Detail of Map of the H-1 (Borealis) Quadrangle of Mercury shows Stieglitz Crater as north polar occupant of Mercury’s Borealis Planitia (North Plains): courtesy NASA (National Aeronautics and Space Administration) / Johns Hopkins University of Applied Physics Laboratory / Carnegie Institution of Washington / USGS (U.S. Geological Survey), via USGS Astrogeology Science Center / Gazetteer of Planetary Nomenclature

Stieglitz Crater honors American photographer Alfred Stieglitz as a north polar region crater lying on smallest, innermost Solar System planet Mercury’s Borealis Planitia (Northern Plain).
The International Astronomical Union (IAU) Working Group for Planetary System Nomenclature’s (WGPSN) website, which is maintained by the USGS (U.S. Geological Survey) Astrogeology Science Center, announced Feb. 28, 2012: “The name Stieglitz has been approved for a crater on Mercury.”
Stieglitz is centered at 72.54 degrees north latitude, 292.37 degrees west longitude, according to the Gazetteer of Planetary Nomenclature.
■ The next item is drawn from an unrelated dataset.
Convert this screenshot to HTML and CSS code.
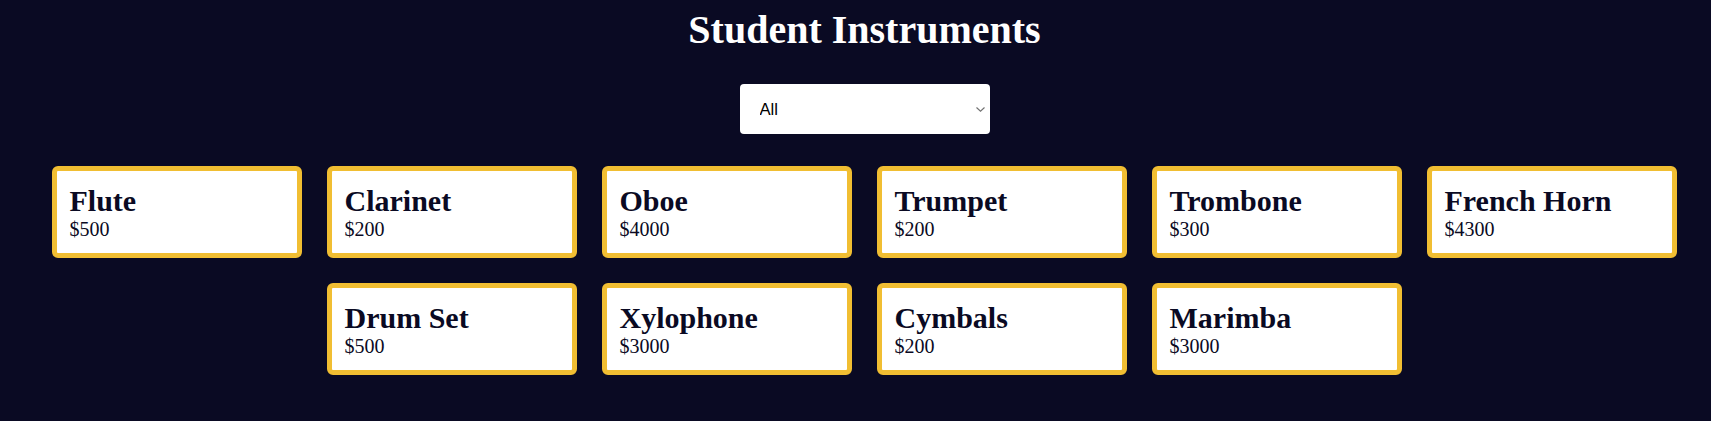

The northern hemisphere crater’s northernmost and southernmost latitudes occur at 73.63 degrees north and 71.44 degrees north, respectively. The polar region crater obtains its easternmost and westernmost longitudes at 288.7 degrees west and 296.03 degrees west, respectively. Stieglitz Crater’s diameter measures 100 kilometers.
Stieglitz Crater resides on Borealis Planitia (Northern Plain). The feature occurs as smooth plains in Mercury’s northern polar area.
Borealis Planitia is centered at 67.3 degrees north latitude, 327.4 degrees west longitude. The northernmost and southernmost latitudes of the northern polar plains stretch to 86.9 degrees north and 29.5 degrees north, respectively. Its easternmost and westernmost longitudes reach 225.4 degrees west and 134.6 degrees west, respectively. Borealis Planitia’s diameter spans 3,450 kilometers.
A photo acquired Aug. 27, 2012, by the National Aeronautics and Space Administration’s (NASA) robotic MESSENGER (Mercury Surface, Space Environment, Geochemistry, and Ranging) spacecraft shows Stieglitz Crater’s ejecta blanket. Secondary impacts have formed linear chains radiating from Stieglitz Crater’s larger impact. Smaller secondaries appear as very small, irregularly distributed craters.
MESSENGER launched Tuesday, Aug. 3, 2004, at 06:15:57 Universal Time (2:15 a.m. Eastern Daylight Time) from east central Florida’s Cape Canaveral. Three Mercury fly-bys took place Jan. 14, 2008, at a distance of 125 miles; Oct. 6, 2008, at 124 miles; and Sep. 29, 2009, at 124 miles.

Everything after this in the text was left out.